Since the charge was made that defendant was unlawfully in the school building, there was probable cause to arrest defendant for criminal trespass in the third degree, a class B misdemeanor, which is defined in section 140.10 of the Penal Law as knowingly entering or remaining unlawfully in a “building”.

That, in fact, defendant had not been suspended on January 17, 1980, is not controlling as far as probable cause is concerned. As pointed out in People v Sanders (79 AD2d 688, 689-690, supra): “Although the truth of a citizen’s accusation often becomes the central issue at a criminal trial, the same is not true at a pretrial suppression hearing. There, the issue is generally limited to whether the nature of the accusation, and the circumstantial indications of its reliability, were sufficient to justify the ensuing police conduct. (Cf. People v Elwell, 50 NY2d 231; People v West, 44 NY2d 656.)” Here, when a dean of students in a high school states to a police officer that a person standing in front of them is not who he claimed to be but is another person who had no right to be in the school building, this statement is of sufficient reliability to justify the arrest. (See People v Inman, 80 AD2d 622.) The statement upon which Moore relied in making the arrest was not that of an ordinary person but was a statement made by a school official in the course of his duties which would give the statement a particularly high degree of reliability. Indeed, Smartscham, since his duties included the handling of student disciplinary problems, was at least to a limited extent, in a loco parentis relationship to students in the school. (See People v Scott D., supra; People v Jackson, 65 Misc 2d 909, 911, affd 30 NY2d 734; People v Bowers, 77 Misc 2d 697.)

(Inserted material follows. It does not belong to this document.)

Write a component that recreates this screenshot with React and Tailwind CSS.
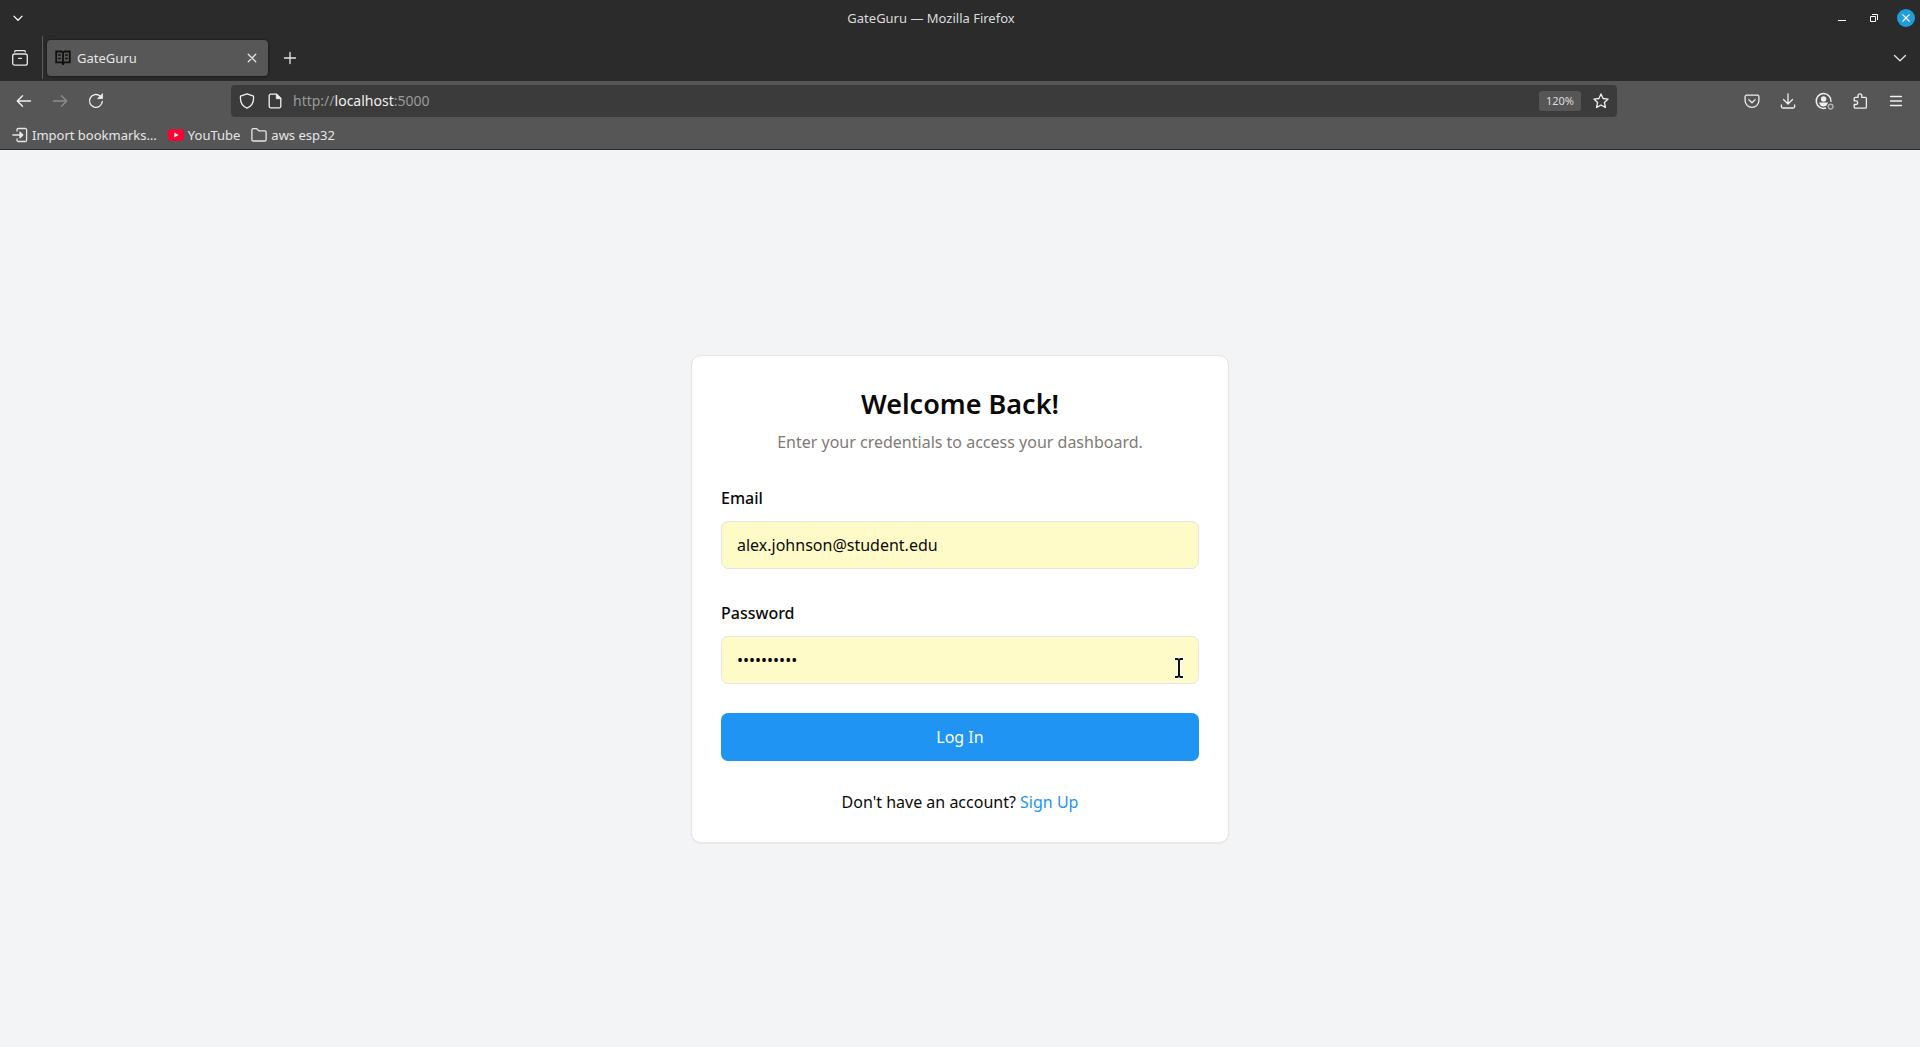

*1092Defendant’s argument that there is insufficient evidence to convict defendant of criminal trespass (People v Irving C., 103 Misc 2d 980; Matter of Luis C., 66 Misc 2d 907) is not determinative of the issue before this court on this motion. The question here is whether the information possessed by Police Officer Moore reasonably justified his arrest of defendant — whether there was probable, cause for that arrest. As stated in People v Sanders (79 AD2d 688, 690, supra): “An arrest is lawful if based upon probable cause. Although that standard is not met where the defendant’s conduct is ‘at most equivocal and suspicious’ (People v Davis, 36 NY2d 280, 282), an arrest need not be supported by information and knowledge which, at the time, excludes all possibility of innocence and points to the defendant’s guilt beyond a reasonable doubt. (See, e.g., People v Miner, 42 NY2d 937; Adams v Williams, 407 US 143, 149.) As the very name suggests, probable cause depends upon probabilities, not certainty. (Brinegar v United States, 338 US 160, 175.)” (See, also, People v McRay, 51 NY2d 594, 602; People v Marin, 91 AD2d 616; People v Nowell, 90 AD2d 735; People v Nimmons, 60 AD2d 129.)

Since Police Officer Moore had probable cause to arrest defendant, that arrest was lawful and, therefore, the police officer had the right to search defendant as an incident to a lawful arrest (Chimel v California, 395 US 752, 762-763; People v Perel, 34 NY2d 462, 466-467; People v Berrios, 28 NY2d 361, 368).

Accordingly, the motion to suppress is denied.